New York afforded Mondrian an opportunity to fundamentally restructure his thinking. It was here, after settling into a Midtown Manhattan studio, that he began to reassess 17 of his European pictures, among them his best works, such as Trafalgar Square (begun 1939) and Place de la Concorde (begun 1938). These were clear, open, lively and neatly layered paintings, already successful according to his ideals at the time, yet Mondrian felt that they could not stand up to New York. They needed still more dynamism, an even less obvious sense of underlying stability and a crisper staccato pop. His solution was not excessive. With a few small, unbound bars of red, yellow and blue—finally freed from the constraints of black lines, allowed to float up to the surface of the picture plane—he broke open a new line of development.

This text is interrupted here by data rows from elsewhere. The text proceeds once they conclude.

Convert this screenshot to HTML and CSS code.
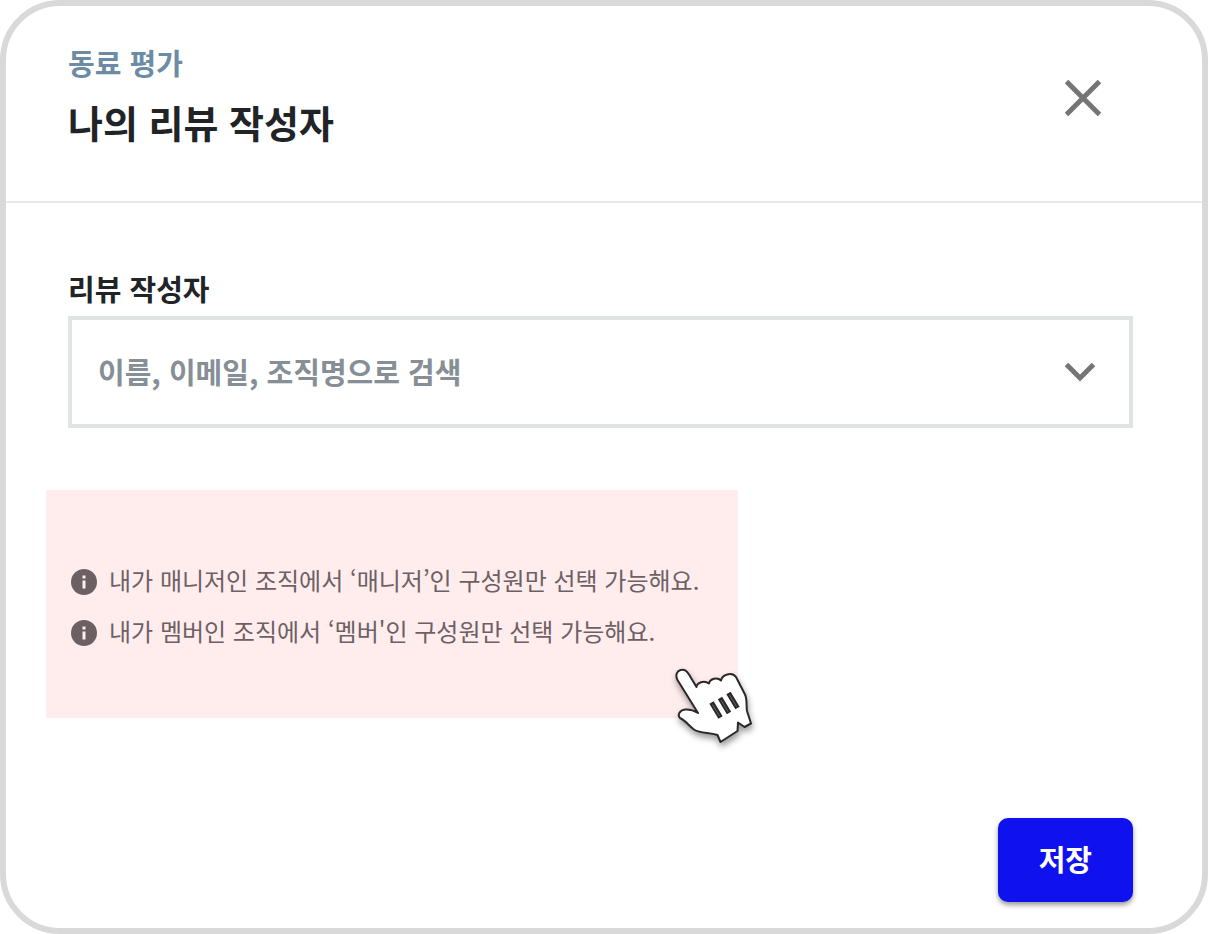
FILE: index.html
```html
<!DOCTYPE html>
<html lang="ko">

<head>
    <meta charset="UTF-8">
    <meta name="viewport" content="width=device-width, initial-scale=1.0">
    <title>나의 리뷰 작성자</title>
    <link rel="stylesheet" href="styles.css">
</head>

<body>
    <main class="modal">
        <header class="modal-header">
            <div>
                <p class="subtitle">동료 평가</p>
                <h1 class="title">나의 리뷰 작성자</h1>
            </div>
            <button type="button" class="close" aria-label="닫기">
                <svg width="36" height="36" viewBox="0 0 36 36">
                    <path d="M1.5 1.5 34.5 34.5M34.5 1.5 1.5 34.5" stroke="#757575" stroke-width="5" />
                </svg>
            </button>
        </header>

        <form class="modal-body">
            <div class="field">
                <label for="reviewer">리뷰 작성자</label>
                <div class="select-box">
                    <select id="reviewer">
                        <option>이름, 이메일, 조직명으로 검색</option>
                    </select>
                    <svg class="caret" width="32" height="20" viewBox="0 0 32 20">
                        <path d="M2.5 2.5 16 16 29.5 2.5" fill="none" stroke="#757575" stroke-width="5" />
                    </svg>
                </div>
            </div>

            <div class="notice">
                <ul>
                    <li>
                        <svg class="info" width="26" height="26" viewBox="0 0 26 26">
                            <circle cx="13" cy="13" r="13" fill="#6d6064" />
                            <path d="M11.5 6.5h3v3h-3zM11.5 11.5h3v8h-3z" fill="#ffedee" />
                        </svg>
                        내가 매니저인 조직에서 ‘매니저’인 구성원만 선택 가능해요.
                    </li>
                    <li>
                        <svg class="info" width="26" height="26" viewBox="0 0 26 26">
                            <circle cx="13" cy="13" r="13" fill="#6d6064" />
                            <path d="M11.5 6.5h3v3h-3zM11.5 11.5h3v8h-3z" fill="#ffedee" />
                        </svg>
                        내가 멤버인 조직에서 ‘멤버'인 구성원만 선택 가능해요.
                    </li>
                </ul>
                <!-- hand pointer -->
                <svg class="pointer" width="110" height="105" viewBox="0 0 110 105">
                    <path d="M38 58 17.500 25C15 20 17 16 20.500 15 24 14 27 16 29 19.500L36.500 32C37 27.500 44 25 49 28.500 50 24 57 21.500 61 25.500 62 19.500 72 16.500 76 22L85 39.500C87.500 45 86 51 87 56L91 68.500 84.500 72 78 67.500 77.500 76 60.500 87 57.500 80C49 77 41 79 34 74.500 29 71 25.500 65.500 20 63 17 60 20 55 25 54.500 30 54 34 55.500 38 58Z" fill="#fff" stroke="#2b2829" stroke-width="2" stroke-linejoin="round" />
                    <path d="M51.500 47.500 60.500 62.500M60 43 69 58M68.500 38 77.500 53" stroke="#2b2829" stroke-width="5" />
                    <path d="M52.500 49.500 59.500 61M61 45 68 56.500M69.500 40 76.500 51.500" stroke="#666" stroke-width="1" />
                </svg>
            </div>

            <button type="submit" class="save">저장</button>
        </form>
    </main>
</body>

</html>
```
FILE: styles.css
```css
* {
    box-sizing: border-box;
}

body {
    margin: 0;
    background-color: #fff;
    font-family: "Noto Sans CJK KR", sans-serif;
    color: #212427;
}

.modal {
    display: flex;
    flex-direction: column;
    min-height: 100vh;
    border: 6px solid #d9d9d9;
    border-radius: 60px;
}

.modal-header {
    display: flex;
    justify-content: space-between;
    align-items: flex-start;
    padding: 34px 95px 49px 62px;
    border-bottom: 2px solid #e8e8e8;
}

.subtitle {
    margin: 0;
    font-size: 29px;
    font-weight: 700;
    line-height: 44px;
    color: #6c8ba4;
}

.title {
    margin: 8px 0 0;
    font-size: 38px;
    font-weight: 700;
    line-height: 60px;
}

.close {
    display: flex;
    margin-top: 34px;
    padding: 6px;
    border: none;
    background: none;
    cursor: pointer;
}

.modal-body {
    display: flex;
    flex-direction: column;
    flex: 1;
    padding: 63px 69px 26px 40px;
}

.field {
    margin-left: 22px;
}

.field label {
    display: block;
    margin-bottom: 6px;
    font-size: 29px;
    font-weight: 700;
    line-height: 44px;
}

/* the caret shares the grid cell with the select */
.select-box {
    display: grid;
    align-items: center;
}

.select-box select,
.caret {
    grid-area: 1 / 1;
}

.select-box select {
    appearance: none;
    width: 100%;
    height: 112px;
    padding: 0 80px 2px 26px;
    border: 4px solid #e0e4e4;
    border-radius: 0;
    background-color: #fff;
    font-family: inherit;
    font-size: 29px;
    font-weight: 700;
    color: #868e96;
}

.caret {
    justify-self: end;
    margin-right: 37px;
    pointer-events: none;
}

.notice {
    position: relative;
    align-self: flex-start;
    margin: 62px 0;
    padding: 72px 39px 69px 25px;
    background-color: #ffedee;
}

.notice ul {
    display: flex;
    flex-direction: column;
    gap: 15px;
    margin: 0;
    padding: 0;
    list-style: none;
}

.notice li {
    display: flex;
    align-items: center;
    gap: 12px;
    font-size: 24px;
    line-height: 36px;
    color: #6d6064;
}

.info {
    flex-shrink: 0;
    margin-top: 4px;
}

.pointer {
    position: absolute;
    right: -32px;
    bottom: -42px;
    filter: drop-shadow(1px 4px 3px rgba(0, 0, 0, 0.4));
}

.save {
    align-self: flex-end;
    margin-top: auto;
    padding: 18px 41px 22px;
    border: none;
    border-radius: 10px;
    background-color: #0f12ee;
    box-shadow: 0 3px 5px rgba(0, 0, 0, 0.4);
    font-family: inherit;
    font-size: 29px;
    font-weight: 700;
    line-height: 44px;
    color: #fff;
    cursor: pointer;
}
```
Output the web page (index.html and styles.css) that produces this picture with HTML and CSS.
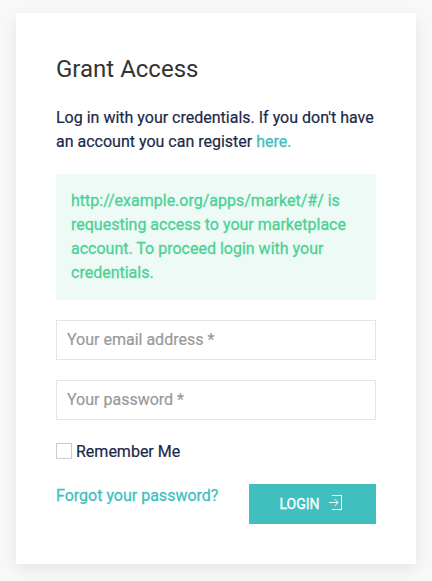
FILE: index.html
```html
<!DOCTYPE html>
<html lang="en">
<head>
<meta charset="utf-8">
<title>Grant Access</title>
<link rel="stylesheet" href="styles.css">
</head>
<body>
<main class="card">
  <h1 class="title">Grant Access</h1>
  <p class="intro">Log in with your credentials. If you don't have an account you can register <a class="link" href="#">here.</a></p>
  <div class="alert">http://example.org/apps/market/#/ is requesting access to your marketplace account. To proceed login with your credentials.</div>
  <form>
    <input class="input" type="email" placeholder="Your email address *">
    <input class="input" type="password" placeholder="Your password *">
    <label class="remember"><input class="checkbox" type="checkbox">Remember Me</label>
    <div class="actions">
      <a class="link" href="#">Forgot your password?</a>
      <button class="button" type="button">Login
        <svg class="icon" width="20" height="20" viewBox="0 0 20 20"><path d="M6 2h10v15H6v-1h9V3H6z" fill="currentColor"/><path d="M8.6 6.1l3.4 3.4-3.4 3.4M3 9.5h9" fill="none" stroke="currentColor"/></svg>
      </button>
    </div>
  </form>
</main>
</body>
</html>
```
FILE: styles.css
```css
* { box-sizing: border-box; }
body {
  margin: 0;
  padding: 13px 16px 17px;
  background: #f8f8f8;
  color: #1b2948;
  font: 400 16px/24px Roboto, sans-serif;
  -webkit-text-stroke: .2px currentColor;
}
.card {
  height: 551px;
  padding: 40px;
  background: #fff;
  box-shadow: 0 5px 15px rgba(0, 0, 0, .08);
}
.title {
  margin: 0 0 20px;
  color: #333;
  font-size: 24px;
  font-weight: 400;
  line-height: 33px;
  -webkit-text-stroke-width: 0;
}
.intro { margin: 0 0 20px; }
.link {
  color: #41bfbf;
  text-decoration: none;
  -webkit-text-stroke-width: .3px;
}
.alert {
  margin-bottom: 20px;
  padding: 15px;
  background: #eefaf6;
  color: #4bd295;
  -webkit-text-stroke-width: .3px;
}
.input {
  display: block;
  width: 100%;
  height: 40px;
  margin-bottom: 20px;
  padding: 0 10px 2px;
  border: 1px solid #e5e5e5;
  border-radius: 0;
  background: #fff;
  font: inherit;
}
.input::placeholder { color: #999; }
.remember { display: flex; align-items: flex-start; gap: 4px; }
.checkbox {
  width: 16px;
  height: 16px;
  margin: 3px 0 0;
  border: 1px solid #ccc;
  appearance: none;
}
.actions {
  display: flex;
  justify-content: space-between;
  align-items: flex-start;
  margin-top: 20px;
}
.button {
  display: flex;
  align-items: center;
  justify-content: space-between;
  width: 127px;
  height: 40px;
  padding: 0 30px 0 30.5px;
  border: 0;
  background: #41bfbf;
  color: #fff;
  font: 400 14px/38px Roboto, sans-serif;
  text-transform: uppercase;
  -webkit-text-stroke-width: .3px;
}
.icon { flex: none; margin-top: -2px; }
```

What remained was to reckon with the implications of his Transatlantic paintings, which Mondrian did with America always on his mind. By the end of his New York series, begun in 1941, the black line had completely disappeared, replaced by vivid, flashing bands of primary colours. Here was something altogether new, an attempt to lock in the Cubist grid through interwoven lines, a spatial grid so tightly bound that it is flush with the picture plane. In unfinished paintings like New York City 3 (1941), Mondrian came to see that for tradition to live in the New World, it needed a fresh imagination.
A distinctly Dutch show
The recent career survey of Mondrian’s work at the Gemeentemuseum in The Hague, titled The Discovery of Mondrian, had very few of his late pictures. Among the 300 works (all from the museum’s collection), the emphasis was on his early development, his time in Amsterdam, his engagement with Symbolism in the Dutch provinces and his discovery of Braque and Picasso in Paris. The show had a heavily biographical element, including letters from the artist to his sweethearts. The idea was to provide an alternative to the 1995 National Gallery of Art (NGA) survey in Washington, DC, which the current curators felt treated the artist too coldly and, more importantly, skirted the earlier works, which are in abundance in The Hague. Around 140 works were from before 1907, when Mondrian began engaging Modernism in earnest.
In the 100th anniversary year of De Stijl, it was a distinctly Dutch show, a reclamation of Mondrian from Paris and New York and a celebration of his Netherlandish roots. Yet it seems a disservice to have only five of the Classical Period works (1920-32), none of the Transatlantic (1938-42) or New York pictures (1941-44) and to put the museum’s crown jewel, Victory Boogie Woogie (1942-44), Mondrian’s great unfinished work, in a room with period costumes. The desire to draw a full portrait of the artist and his life, including a sketch of the moment in which he lived, is admirable, but it flattens the quality of his work. Great paintings suffer when they are related to mediocre ephemera, and period items do not necessarily shed any light. There was too much in the show that is no good (including much of Mondrian’s work until 1907) and too little to prove his true achievements.
The real merits of this show will outlive it. Because the museum’s original impetus for the exhibition was to take stock of its Mondrian collection, conservation efforts have secured his paintings for future generations. New biographical research enriches our understanding of the painter and his relationships, which has strong potential to yield insight into his work. And it is worthwhile to periodically reassess Mondrian, whose work shines as brightly as it must have when he left it in his Midtown Manhattan studio upon his death in 1944.
Yet it seems a shame to mute the artist’s radicalism by focusing so heavily on his immature work at the expense of the late pictures, which have a distinctly American flavour. Against the NGA show and its emphasis on his mature work, it is too much of a corrective. It is true, as the curators argue, that Mondrian was open to reinvention long before New York. His jump in 1907 from a regionalist Dutch style into international Symbolism proves that he never hesitated to make bold gestures. His optimism, even in London in 1940 amid Nazi bombing, never failed him. But only in America did he discover a profoundly new dynamism without losing his signature style. The New York paintings speak to that revelation. They are the greatest fruits of his transatlantic lesson: that old ideas can be assimilated into new ways of life. And here we are—what it is to be American.
• The Discovery of Mondrian, Gemeentemuseum, The Hague, until 24 September
• Correction: An earlier version of this article misstated the date of an earlier Mondrian exhibition at the National Gallery. It was 1995, not 1994.